In the conftest-pull step, the policies are pulled from a central docker registry. Then, in the conftest-test step, the Terraform plan is validated against the Rego policies that where pulled from the Docker registry. If the changeset triggers the deny rule, conftest will return an error message and a non-zero exit code. Tekton will stop the Task from progressing and the terraform-apply will never be executed. Exactly what we want if there is no Access Block in the changeset!

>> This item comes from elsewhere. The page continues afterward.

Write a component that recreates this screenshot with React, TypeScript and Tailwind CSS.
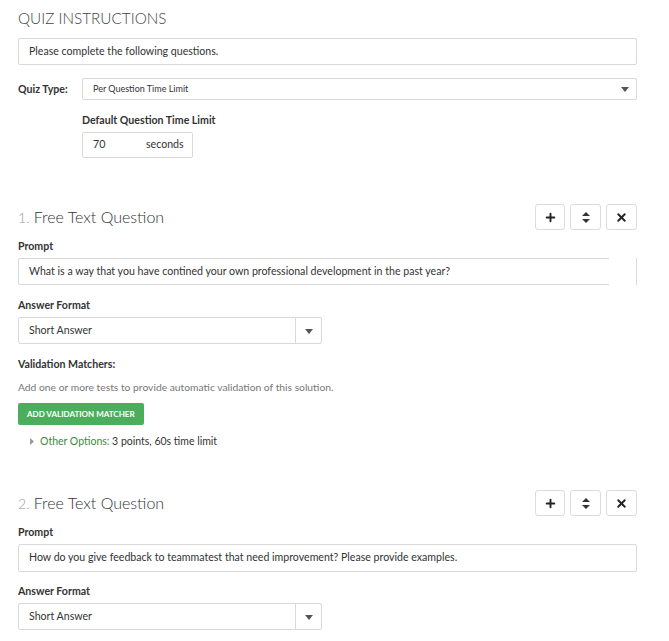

We can then reference this Task in a Tekton Pipeline:

apiVersion: tekton.dev/v1alpha1
kind: Pipeline
metadata:
  name: opa-pipeline
spec:
  tasks:
    - name: validate-terraform-plan
      taskRef:
        name: terraform-plan

And to trigger it locally we define a PipelineRun:

apiVersion: tekton.dev/v1alpha1
kind: PipelineRun
metadata:
  name: opa-pipelinerun
spec:
  pipelineRef:
    name: opa-pipeline

Normally, a PipelineRun would be created by an event, such as a push to a GitHub repository or a new image that is pushed to a Docker Registry. If everything went well, this pipeline will fail with an error stating which resource in the Terraform changeset is non-compliant. You can check the Tekton errors by checking the logs:

kubectl logs opa-pipelinerun-validate-terraform-plan-9fnmh-pod-63eafb step-conftest-test

This will show that indeed, there is a non-compliant resource:

failed pipeline

Conclusion

In the introduction, I laid down some requirements to build in compliance as part of the development cycle:

  • The latest version of the policies needs to be easily accessible by developers
  • Updates to policies can quickly be applied accross the organisation
  • Policies need to be validated on correctness
  • Configuration changes can not be applied without validation

We walked through an example of how conftest can be used as tool to validate configuration changes across the organisation. By centrally managing policies and utilising a single deployment pipeline, you can ensure that changes are always validated against Rego policies. Using unit-tests in Rego ensures that policies function as expected. By fulfilling these requirements, your environment will remain compliant with whatever you define in the Rego policies.